Come si sceglie una giacca da cuoco?
“Tessuto, vestibilità ed estetica. Non c’è un aspetto che prevarica l’altro. Il cuoco deve sentirla sua, deve sentirne la facilità dei movimenti, deve poter respirare attraverso l’indumento e deve piacersi, a maggior ragione oggi che la sua presenza in sala è una costante”.
Per molti Bragard è un sogno irraggiungibile?
“Pur essendo un marchio riconosciuto Bragard è prima di tutto al servizio della ristorazione. Non a caso vantiamo oltre 280 modelli di giacche differenti, per tutte le tasche, a partire da 30 a 180 euro, con taglie per ogni corporatura”.
Come funziona la vostra rete commerciale?
“Parlando con il professionista, cercando di interpretare il suo bisogno. La prima cosa che chiediamo è dove lavora, qual è il suo ruolo, in quali ambienti della cucina si muove prioritariamente. Su quella base lo accompagniamo nella scelta. Il rapporto per noi deve essere diretto – B2C - e i nostri rivenditori sono strutturati per dare questo tipo di risposta. Vogliamo controllare qualità di prodotto e politica commerciale per non far perdere il messaggio che sta alla base del nostro impegno”.
La domanda è ovvia, perché il colore predominante è il bianco?
“Non è poi così ovvia. Ẻ vero, il colore più diffuso è il bianco e a maggior ragione in questo periodo dove il cuoco non è chiuso nelle segrete stanze della sua cucina e quindi l’aspetto della pulizia diventa fattore essenziale. E poi è un elemento culturale; l’introduzione di un abbigliamento dallo stile cromatico rigido imposto a tutti, bianco in cucina e bianco-nero in sala, fu il frutto della nuova funzione dell’abito professionale dell’Ottocento. Una regola ispirata da imperativi d’igiene e di cerimoniale. Il bianco, dalla giacca del cuoco alla tovaglia, alle stoviglie designava la pulizia impeccabile che doveva saltare all’occhio”.
L’immagine di cuochi e maître passa dal vestito
A quale livello di professionalità compare il nome sulla giacca?
“Non esiste una regola. Oggi anche i ragazzi alle prime armi ambiscono ad avere il proprio nome come segno di distintività. Diciamo che le regole e i tempi li decide lo chef (inteso nella corretta accezione di capo)”.
Anche la sala ha i suoi riti o si sono persi?
“Assolutamente no. Le regole valgono per tutti gli operatori della ristorazione. Nonostante oggi la sala sia quella meno valorizzata noi siamo convinti di una prossima inversione di tendenza, al punto che stiamo disegnando una nuova linea interamente dedicata al personale di sala”.

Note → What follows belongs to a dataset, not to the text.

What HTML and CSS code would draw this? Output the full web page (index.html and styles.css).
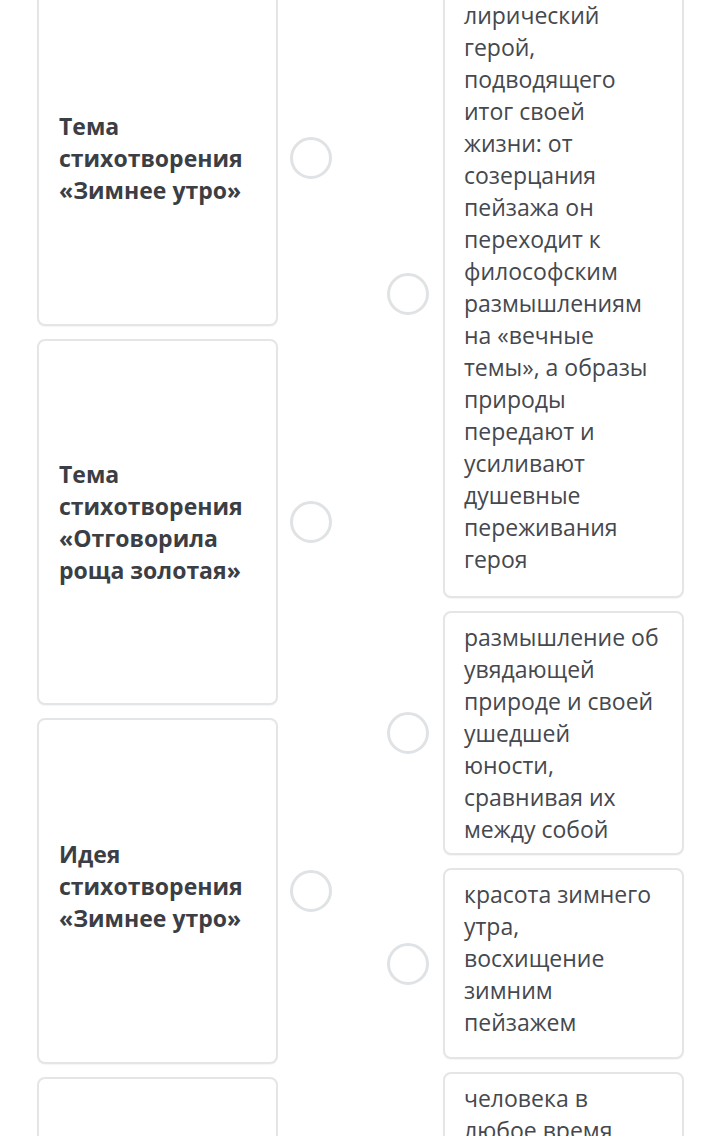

C’è innovazione nel vostro settore?
“Continuamente. Sia sotto l’aspetto degli standard sui tessuti che cambiano da paese a paese e a cui prestiamo molta attenzione, sia sotto l’aspetto della tecnologia creativa e costrittiva di una giacca. Qui entrano in gioco i cuochi e i  maître, con i quali abbiamo un confronto continuativo in termini di idee”.
L’immagine di cuochi e maître passa dal vestito
Da pochi mesi Bragard ha aperto il primo negozio a gestione diretta in Italia a Milano, in Via Fabio Filzi,5. La scelta è stata dettata da un’esigenza importante di mercato. Era un'esigenza di mercato importante perché in Italia il 60% degli acquisti avviene ancora attraverso i negozi. In Francia Bragard ha già tre negozi, due a Parigi e uno a Lione: sulla base della positiva esperienza francese hanno deciso di cimentarsi anche da noi. Gli spazi richiamano  uno shop di prêt-à-porter interamente dedicato ai professionisti della ristorazione, con una grande ricerca estetica anche nella disposizione degli articoli.